-- Begin --

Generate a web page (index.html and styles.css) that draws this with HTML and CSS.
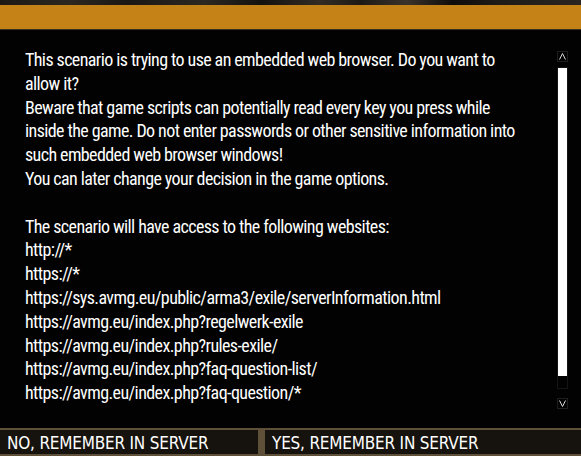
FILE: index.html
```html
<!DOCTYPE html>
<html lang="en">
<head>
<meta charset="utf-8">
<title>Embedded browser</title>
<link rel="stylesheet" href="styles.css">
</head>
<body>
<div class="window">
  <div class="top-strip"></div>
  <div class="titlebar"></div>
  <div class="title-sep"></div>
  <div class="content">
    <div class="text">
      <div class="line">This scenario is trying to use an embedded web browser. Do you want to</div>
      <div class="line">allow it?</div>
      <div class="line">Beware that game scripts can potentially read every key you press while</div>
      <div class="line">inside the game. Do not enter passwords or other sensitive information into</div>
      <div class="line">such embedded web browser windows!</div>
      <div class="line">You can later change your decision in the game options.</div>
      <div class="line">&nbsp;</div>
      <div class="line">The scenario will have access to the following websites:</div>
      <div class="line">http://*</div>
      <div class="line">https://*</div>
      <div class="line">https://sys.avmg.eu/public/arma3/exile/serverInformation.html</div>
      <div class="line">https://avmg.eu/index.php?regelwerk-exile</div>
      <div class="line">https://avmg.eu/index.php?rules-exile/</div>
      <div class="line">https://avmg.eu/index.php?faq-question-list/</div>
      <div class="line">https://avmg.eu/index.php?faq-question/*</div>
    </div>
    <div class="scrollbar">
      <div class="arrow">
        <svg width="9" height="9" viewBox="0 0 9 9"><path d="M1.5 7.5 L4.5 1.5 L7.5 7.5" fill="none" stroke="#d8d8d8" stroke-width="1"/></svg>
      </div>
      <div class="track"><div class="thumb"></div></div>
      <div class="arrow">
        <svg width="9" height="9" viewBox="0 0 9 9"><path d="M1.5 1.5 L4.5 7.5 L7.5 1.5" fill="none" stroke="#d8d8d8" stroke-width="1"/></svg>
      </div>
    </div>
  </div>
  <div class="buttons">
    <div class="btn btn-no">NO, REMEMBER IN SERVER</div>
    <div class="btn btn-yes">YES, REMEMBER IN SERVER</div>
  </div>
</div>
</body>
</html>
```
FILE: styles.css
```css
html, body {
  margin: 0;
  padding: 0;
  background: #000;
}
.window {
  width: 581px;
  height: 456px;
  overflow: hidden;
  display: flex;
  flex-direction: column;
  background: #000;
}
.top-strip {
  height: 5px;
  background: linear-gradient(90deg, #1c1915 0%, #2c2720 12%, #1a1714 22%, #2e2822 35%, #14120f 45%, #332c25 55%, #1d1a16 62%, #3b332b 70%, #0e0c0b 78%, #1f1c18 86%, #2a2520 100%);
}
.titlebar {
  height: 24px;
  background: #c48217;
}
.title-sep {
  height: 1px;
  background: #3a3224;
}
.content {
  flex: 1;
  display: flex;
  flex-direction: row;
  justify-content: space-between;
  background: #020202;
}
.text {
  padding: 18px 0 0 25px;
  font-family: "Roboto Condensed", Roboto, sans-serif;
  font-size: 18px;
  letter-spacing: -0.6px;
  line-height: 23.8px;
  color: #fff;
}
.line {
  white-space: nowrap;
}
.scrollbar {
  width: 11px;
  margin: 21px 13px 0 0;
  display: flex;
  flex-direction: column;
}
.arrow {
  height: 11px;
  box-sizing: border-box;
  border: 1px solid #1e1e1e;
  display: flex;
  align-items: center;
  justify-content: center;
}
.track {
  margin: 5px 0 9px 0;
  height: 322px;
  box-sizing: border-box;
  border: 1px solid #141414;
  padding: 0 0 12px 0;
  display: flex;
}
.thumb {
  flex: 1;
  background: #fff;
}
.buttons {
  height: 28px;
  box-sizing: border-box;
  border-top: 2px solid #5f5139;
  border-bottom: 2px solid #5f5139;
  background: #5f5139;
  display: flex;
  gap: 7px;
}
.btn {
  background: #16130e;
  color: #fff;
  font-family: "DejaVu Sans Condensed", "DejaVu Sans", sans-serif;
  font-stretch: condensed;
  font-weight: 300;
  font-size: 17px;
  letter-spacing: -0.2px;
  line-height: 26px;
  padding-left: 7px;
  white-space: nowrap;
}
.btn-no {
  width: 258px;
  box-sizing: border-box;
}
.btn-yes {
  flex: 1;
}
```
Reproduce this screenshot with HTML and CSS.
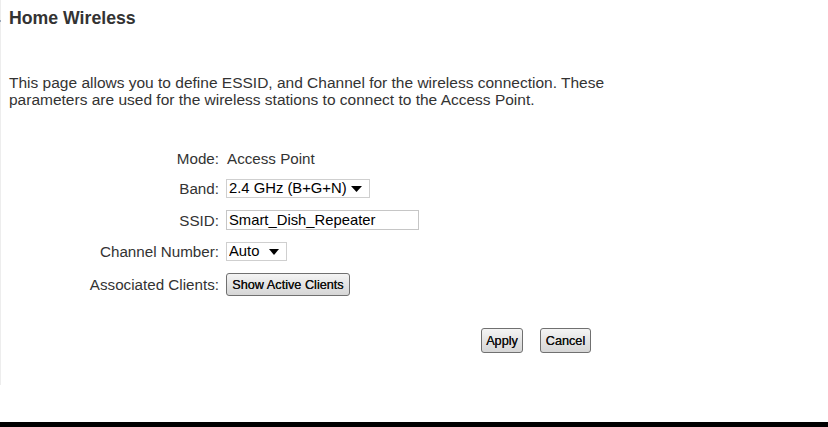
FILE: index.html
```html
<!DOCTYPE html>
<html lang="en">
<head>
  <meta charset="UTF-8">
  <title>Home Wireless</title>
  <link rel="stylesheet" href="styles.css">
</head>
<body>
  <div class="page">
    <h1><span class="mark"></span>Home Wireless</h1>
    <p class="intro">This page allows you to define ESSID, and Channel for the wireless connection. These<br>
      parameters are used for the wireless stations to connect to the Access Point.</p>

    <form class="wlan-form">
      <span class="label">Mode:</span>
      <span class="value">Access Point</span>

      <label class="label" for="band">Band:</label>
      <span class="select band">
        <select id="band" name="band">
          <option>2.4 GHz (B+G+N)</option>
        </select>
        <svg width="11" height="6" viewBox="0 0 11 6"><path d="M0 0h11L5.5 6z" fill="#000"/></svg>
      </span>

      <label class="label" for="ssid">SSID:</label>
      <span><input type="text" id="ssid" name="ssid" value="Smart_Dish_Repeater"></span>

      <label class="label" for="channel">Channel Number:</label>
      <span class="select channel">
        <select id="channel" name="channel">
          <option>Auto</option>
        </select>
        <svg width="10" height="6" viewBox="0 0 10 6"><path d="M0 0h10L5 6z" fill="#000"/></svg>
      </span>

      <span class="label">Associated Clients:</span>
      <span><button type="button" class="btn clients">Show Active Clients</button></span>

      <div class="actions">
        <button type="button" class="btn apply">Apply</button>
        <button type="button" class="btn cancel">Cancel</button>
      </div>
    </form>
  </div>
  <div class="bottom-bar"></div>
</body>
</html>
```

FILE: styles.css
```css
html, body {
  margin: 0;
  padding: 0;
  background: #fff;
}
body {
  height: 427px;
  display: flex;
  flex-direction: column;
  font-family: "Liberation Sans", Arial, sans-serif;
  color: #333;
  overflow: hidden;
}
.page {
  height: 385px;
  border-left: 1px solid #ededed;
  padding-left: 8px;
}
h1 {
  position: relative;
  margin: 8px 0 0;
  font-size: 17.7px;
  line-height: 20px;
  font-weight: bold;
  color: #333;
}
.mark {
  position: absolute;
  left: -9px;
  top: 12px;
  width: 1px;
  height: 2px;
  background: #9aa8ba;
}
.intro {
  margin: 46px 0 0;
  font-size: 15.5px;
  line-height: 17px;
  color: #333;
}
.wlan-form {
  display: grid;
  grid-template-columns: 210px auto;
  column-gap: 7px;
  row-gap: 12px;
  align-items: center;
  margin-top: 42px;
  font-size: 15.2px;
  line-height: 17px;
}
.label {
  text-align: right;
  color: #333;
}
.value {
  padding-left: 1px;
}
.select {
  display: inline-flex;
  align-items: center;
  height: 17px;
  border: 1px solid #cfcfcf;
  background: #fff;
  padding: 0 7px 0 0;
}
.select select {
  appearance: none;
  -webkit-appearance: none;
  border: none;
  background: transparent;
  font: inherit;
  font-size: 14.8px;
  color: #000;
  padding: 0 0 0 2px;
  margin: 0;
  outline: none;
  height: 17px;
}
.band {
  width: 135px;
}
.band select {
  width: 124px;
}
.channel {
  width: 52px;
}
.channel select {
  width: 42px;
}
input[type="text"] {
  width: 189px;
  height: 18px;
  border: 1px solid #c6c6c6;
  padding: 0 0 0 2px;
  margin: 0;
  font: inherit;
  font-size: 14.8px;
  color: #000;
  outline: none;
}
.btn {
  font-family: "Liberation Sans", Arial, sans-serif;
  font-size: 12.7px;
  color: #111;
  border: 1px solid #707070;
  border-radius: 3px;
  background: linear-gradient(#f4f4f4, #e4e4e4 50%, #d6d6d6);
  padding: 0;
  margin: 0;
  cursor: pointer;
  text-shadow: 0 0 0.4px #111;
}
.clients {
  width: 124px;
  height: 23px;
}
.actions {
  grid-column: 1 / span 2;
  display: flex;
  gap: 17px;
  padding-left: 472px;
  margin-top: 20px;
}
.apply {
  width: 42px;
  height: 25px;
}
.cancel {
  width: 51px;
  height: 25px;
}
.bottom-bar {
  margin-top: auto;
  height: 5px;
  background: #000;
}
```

-- End --

◆ **Required work**
Where a line of the material above holds the string "index", copy that line.

◆ **Solution to this problem**
Generate a web page (index.html and styles.css) that draws this with HTML and CSS.
FILE: index.html
      <div class="line">https://avmg.eu/index.php?regelwerk-exile</div>
      <div class="line">https://avmg.eu/index.php?rules-exile/</div>
      <div class="line">https://avmg.eu/index.php?faq-question-list/</div>
      <div class="line">https://avmg.eu/index.php?faq-question/*</div>
FILE: index.html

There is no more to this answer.